Monday, March 17, 2008

The Ever Evolving Human Genome

In another article (from the Archaeology Magazine) about a conversation between the reporter, Zach Zorich and John Hawks (assistant professor from the University of Wisconsin), I found some interesting facts about human evolution. Apparently, the evolution of humans has not stopped, on the other hand it has been speeding up for...let me see...the past 50,000 years! If your teacher told you that humans had stopped evolving...well...sorry but they were wrong. In those 50,000 years, the human body, brain and teeth have become smaller. Not to mention other things as well. Actually when they counted all the mutations in those 50,000 years they found that there were about 3,000! Amazing.

It was also interesting to find out that our language gene (FOXP2) could be a relatively recent gene. This gene could have started in ancient Neanderthals and was then passed on to the modern human. If that is so, evolution has won again!! But this is only a prediction, the FOXP2 gene could also have been developed in modern humans and passed on the Neanderthals, or maybe we are all wrong and FOXP2 is a very old gene.

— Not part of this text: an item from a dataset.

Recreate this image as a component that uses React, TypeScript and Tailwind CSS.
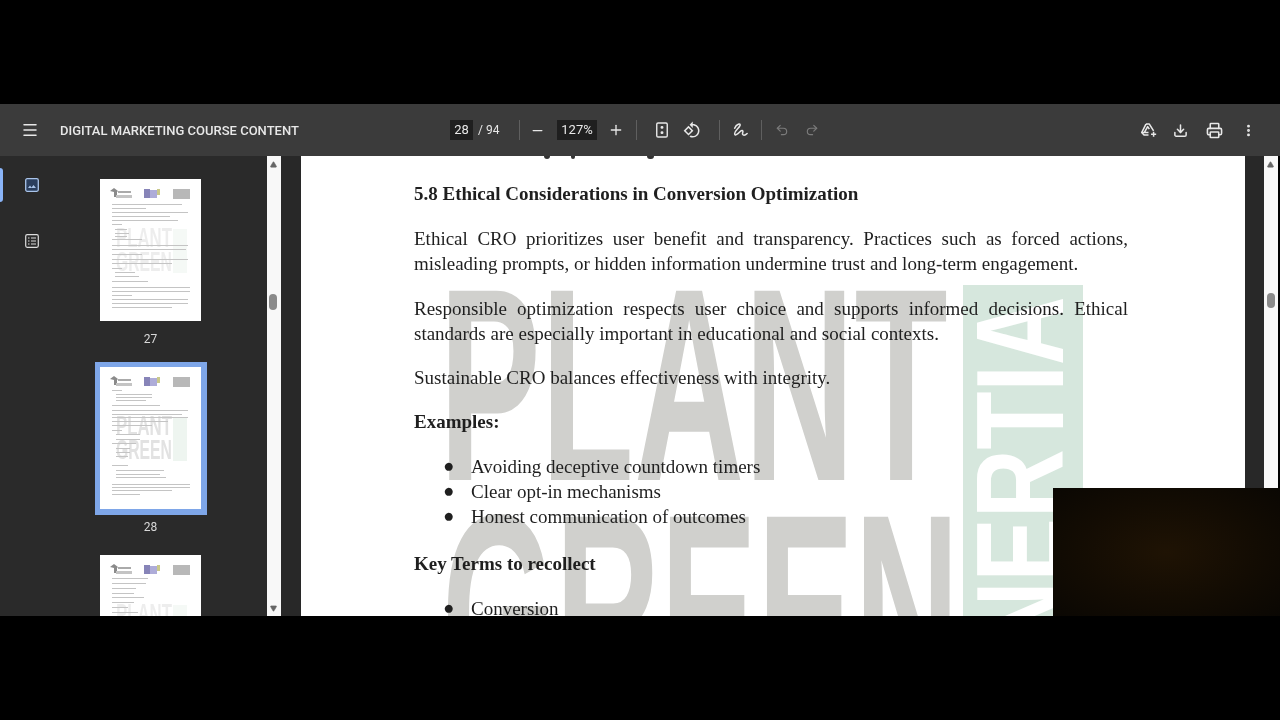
import { Menu, Minus, Plus, Undo2, Redo2, Download, Printer, EllipsisVertical, Triangle } from "lucide-react";

const serif = "font-['Liberation_Serif','Times_New_Roman',serif]";

// greeked text lines of the page previews: [y, x, width]
const page27 = [[25, 12, 70], [29, 12, 34], [33, 12, 76], [37, 12, 58], [41, 12, 66], [45, 12, 10], [50, 15, 12], [54, 15, 14], [57, 15, 12], [60, 12, 30], [66, 12, 76], [70, 12, 74], [75, 12, 30], [80, 12, 76], [84, 12, 60], [89, 12, 10], [93, 15, 20], [97, 15, 24], [102, 12, 36], [108, 12, 78], [112, 12, 78], [116, 12, 20], [120, 12, 76], [124, 12, 76], [128, 12, 60]];
const page28 = [[23, 12, 10], [27, 16, 36], [30, 16, 36], [33, 16, 30], [38, 12, 48], [43, 12, 76], [47, 12, 70], [50, 12, 76], [54, 12, 56], [58, 12, 40], [63, 12, 10], [67, 16, 24], [72, 16, 24], [76, 12, 24], [81, 16, 14], [85, 16, 14], [89, 16, 12], [98, 12, 16], [103, 16, 48], [107, 16, 44], [110, 16, 50], [117, 12, 78], [120, 12, 78], [123, 12, 60], [127, 12, 28]];
const page29 = [[23, 12, 36], [28, 12, 34], [33, 12, 24], [38, 12, 22], [42, 12, 32], [47, 12, 22], [52, 12, 16], [57, 12, 26], [62, 12, 28], [67, 12, 60], [72, 12, 60], [78, 12, 40], [84, 12, 70], [90, 12, 70], [96, 12, 50], [102, 12, 30]];

function Sep({ className }: { className: string }) {
  return <div className={`h-5 w-px shrink-0 bg-[#5f5f5f] ${className}`} />;
}

function Thumb({ lines, opacity }: { lines: number[][]; opacity: string }) {
  return (
    <svg viewBox="0 0 101 142" className="block h-[142px] w-[101px] shrink-0 bg-white">
      <g className="blur-[0.7px]">
        <g fill="#e2e2e2" fontWeight="700" fontFamily="Liberation Sans, sans-serif" fontSize="27" opacity={opacity}>
          <text x="16" y="68" textLength="56" lengthAdjust="spacingAndGlyphs">PLANT</text>
          <text x="16" y="92" textLength="56" lengthAdjust="spacingAndGlyphs">GREEN</text>
        </g>
        <rect x="73" y="50" width="14" height="44" fill="#eef5f0" opacity={opacity} />
        <path d="M10 12l4-3 4 3-1 1v5h-3v-5z" fill="#8a8a8a" />
        <rect x="18" y="12" width="13" height="2" fill="#aaa" />
        <rect x="16" y="16" width="16" height="3" fill="#c4c4c4" />
        <rect x="44" y="10" width="6" height="9" fill="#8784b8" />
        <rect x="50" y="11" width="7" height="8" fill="#aeacd8" />
        <rect x="57" y="10" width="3" height="6" fill="#c9c88a" />
        <rect x="73" y="10" width="17" height="10" fill="#b8b8b8" />
        {lines.map(([y, x, w]) => (
          <rect key={y} x={x} y={y} width={w} height="1" fill="#c4c4c4" />
        ))}
      </g>
    </svg>
  );
}

function Bullet({ children }: { children: string }) {
  return (
    <li className="flex h-[25.3px] items-center">
      <span className="w-[57px] shrink-0 pl-[29px] text-[18.7px] leading-none">●</span>
      <span>{children}</span>
    </li>
  );
}

export default function App() {
  return (
    <div className="flex h-[720px] w-[1280px] flex-col overflow-hidden bg-black pt-[104px] blur-[0.4px] font-['Roboto',sans-serif]">
      <header className="flex h-[52px] shrink-0 items-center bg-[#3b3b3b] text-[#e8e8e8]">
        <Menu size={18} className="ml-[21px]" />
        <div className="ml-[21px] w-[390px] pt-[2px] text-[13px] font-medium whitespace-nowrap">DIGITAL MARKETING COURSE CONTENT</div>
        <div className="flex h-5 w-[23px] items-center justify-center bg-[#1f1f1f] text-[13px]">28</div>
        <div className="ml-[5px] w-[41px] text-[12px]">/ 94</div>
        <Sep className="" />
        <Minus size={15} className="ml-[10px]" />
        <div className="ml-[12px] flex h-5 w-10 items-center justify-center bg-[#1f1f1f] text-[13px]">127%</div>
        <Plus size={16} className="ml-[11px]" />
        <Sep className="ml-[12px]" />
        <svg viewBox="0 0 16 18" className="ml-[18px] h-[16px] w-[14px]" fill="none" stroke="currentColor" strokeWidth="1.6">
          <rect x="2" y="1" width="12" height="16" rx="1.5" />
          <circle cx="8" cy="6" r="0.9" fill="currentColor" />
          <circle cx="8" cy="12" r="0.9" fill="currentColor" />
        </svg>
        <svg viewBox="0 0 24 24" className="ml-[14px] h-[18px] w-[18px]" fill="currentColor">
          <path d="M7.34 6.41L.86 12.9l6.49 6.48 6.49-6.48-6.5-6.49zM3.69 12.9l3.66-3.66L11 12.9l-3.66 3.66-3.65-3.66zm15.67-6.26C17.61 4.88 15.3 4 13 4V.76L8.76 5 13 9.24V6c1.79 0 3.58.68 4.95 2.05 2.73 2.73 2.73 7.17 0 9.9C16.58 19.32 14.79 20 13 20c-.97 0-1.94-.21-2.84-.61l-1.49 1.49C10.02 21.62 11.51 22 13 22c2.3 0 4.61-.88 6.36-2.64 3.52-3.51 3.52-9.21 0-12.72z" />
        </svg>
        <Sep className="ml-[18px]" />
        <svg viewBox="0 0 18 18" className="ml-[12px] h-4 w-4" fill="none" stroke="currentColor" strokeWidth="1.7" strokeLinecap="round">
          <path d="M3 7C5 2 10 1 9 4 8 7 3 10 3 13c0 3 3 1 6-2 2-2 4-2 3 1-1 3 2 4 5 1" />
        </svg>
        <Sep className="ml-[13px]" />
        <Undo2 size={14} className="ml-[13px] text-[#7b7b7b]" />
        <Redo2 size={14} className="ml-[16px] text-[#7b7b7b]" />
        <div className="ml-auto flex items-center gap-[18px] pr-[24px]">
          <svg viewBox="0 0 20 18" className="mr-[-2px] h-[16px] w-[17px]" fill="none" stroke="currentColor" strokeWidth="1.8" strokeLinejoin="round">
            <path d="M7 2h4l5 8M10 15H5l-3-3 5-10" />
            <path d="M5 12l4-7 2 3M2 12h8" />
            <path d="M16 11v6M13 14h6" />
          </svg>
          <Download size={15} strokeWidth={2.4} />
          <Printer size={17} strokeWidth={2.2} />
          <EllipsisVertical size={15} strokeWidth={2.6} />
        </div>
      </header>

      <div className="relative flex h-[460px] shrink-0 overflow-hidden">
        <aside className="flex w-[267px] shrink-0 bg-[#2a2a2a]">
          <div className="relative flex w-[64px] shrink-0 flex-col items-center pt-[22px]">
            <div className="absolute top-[12px] left-0 h-[34px] w-[3px] rounded-r-sm bg-[#8ab4f8]" />
            <svg viewBox="0 0 14 14" className="h-[14px] w-[14px]">
              <rect x="0.7" y="0.7" width="12.6" height="12.6" rx="1.5" fill="#2b3f5e" stroke="#a9c4ea" strokeWidth="1.3" />
              <path d="M3 10l2-2.5L6.5 9.5 8.5 7 11 10z" fill="#a9c4ea" />
            </svg>
            <svg viewBox="0 0 14 14" className="mt-[42px] h-[14px] w-[14px]" fill="none" stroke="#dcdcdc" strokeWidth="1.2">
              <rect x="0.7" y="0.7" width="12.6" height="12.6" rx="1.5" />
              <path d="M3 4h1.5M3 7h1.5M3 10h1.5M6 4h5M6 7h5M6 10h5" />
            </svg>
          </div>
          <div className="flex w-[173px] flex-col items-center pt-[23px] text-[12px] text-[#d8d8d8]">
            <Thumb lines={page27} opacity="0.6" />
            <div className="mt-[10px] h-[31px] shrink-0 leading-[16px]">27</div>
            <div className="shrink-0 border-[5px] border-r-[6px] border-b-[6px] border-[#7ea6e8]">
              <Thumb lines={page28} opacity="1" />
            </div>
            <div className="mt-[4px] h-[36px] shrink-0 leading-[16px]">28</div>
            <Thumb lines={page29} opacity="0.6" />
          </div>
        </aside>
        <div className="relative w-[14px] shrink-0 bg-[#f8f8f8]">
          <Triangle size={7} className="absolute top-[5px] left-[3px] fill-[#666] text-[#666]" />
          <div className="absolute top-[138px] left-[2px] h-[16px] w-[8px] rounded bg-[#8a8a8a]" />
          <Triangle size={7} className="absolute bottom-[4px] left-[3px] rotate-180 fill-[#666] text-[#666]" />
        </div>
        <div className="w-[20px] shrink-0 bg-[#282828]" />

        <main className={`relative w-[944px] shrink-0 overflow-hidden bg-white pt-[25px] pl-[113px] text-[19px] leading-[25px] text-[#1f1f1f] ${serif}`}>
          {/* watermark */}
          <div className="absolute top-[91px] left-[138px] origin-top-left scale-x-[0.555] font-['Liberation_Sans',sans-serif] text-[275px] leading-none font-bold whitespace-nowrap text-[#d0d0cd]">PLANT</div>
          <div className="absolute top-[317px] left-[141px] origin-top-left scale-x-[0.529] font-['Liberation_Sans',sans-serif] text-[275px] leading-none font-bold whitespace-nowrap text-[#d0d0cd]">GREEN</div>
          <div className="absolute top-[129px] left-[662px] h-[331px] w-[120px] bg-[#d6e7dd]">
            <div className="absolute top-[365px] left-[-6px] origin-top-left -rotate-90 scale-x-[0.76] font-['Liberation_Sans',sans-serif] text-[125px] leading-none font-bold whitespace-nowrap text-white">NERTIA</div>
          </div>

          {/* descenders of the line scrolled under the toolbar */}
          <span className="absolute top-0 left-[243px] h-[3px] w-[6px] rounded-b-full bg-[#333]" />
          <span className="absolute top-0 left-[270px] h-[3px] w-[4px] rounded-b-full bg-[#333]" />
          <span className="absolute top-0 left-[346px] h-[3px] w-[7px] rounded-b-full bg-[#333]" />

          <div className="relative w-[714px]">
            <h2 className="font-bold">5.8 Ethical Considerations in Conversion Optimization</h2>
            <p className="mt-[20px] text-justify">Ethical CRO prioritizes user benefit and transparency. Practices such as forced actions, misleading prompts, or hidden information undermine trust and long-term engagement.</p>
            <p className="mt-[20px] text-justify">Responsible optimization respects user choice and supports informed decisions. Ethical standards are especially important in educational and social contexts.</p>
            <p className="mt-[19px]">Sustainable CRO balances effectiveness with integrity.</p>
            <p className="mt-[19px] font-bold">Examples:</p>
            <ul className="mt-[19.5px]">
              <Bullet>Avoiding deceptive countdown timers</Bullet>
              <Bullet>Clear opt-in mechanisms</Bullet>
              <Bullet>Honest communication of outcomes</Bullet>
            </ul>
            <p className="mt-[22px] font-bold">Key Terms to recollect</p>
            <ul className="mt-[19px]">
              <Bullet>Conversion</Bullet>
            </ul>
          </div>
        </main>

        <div className="w-[19px] shrink-0 bg-[#282828]" />
        <div className="relative w-[14px] shrink-0 bg-[#f8f8f8]">
          <Triangle size={7} className="absolute top-[5px] left-[3px] fill-[#666] text-[#666]" />
          <div className="absolute top-[137px] left-[3px] h-[15px] w-[8px] rounded bg-[#8a8a8a]" />
        </div>

        <div className="absolute top-[332px] right-0 h-[128px] w-[227px] bg-[radial-gradient(ellipse_at_center,#1f1304_0%,#130c03_55%,#0a0703_100%)]" />
      </div>
    </div>
  );
}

This study helps us grasp a problem that has been laid out before scientists--what actually explains race. When explaining race by talking about environments experienced in the past, makes more sense than explaining race using 19th century ideas (racial relationships) which don't make much sense from the evolutionary point of view. The idea that there are genetic differences because of environments experienced in the past and demographic growth makes the most sense.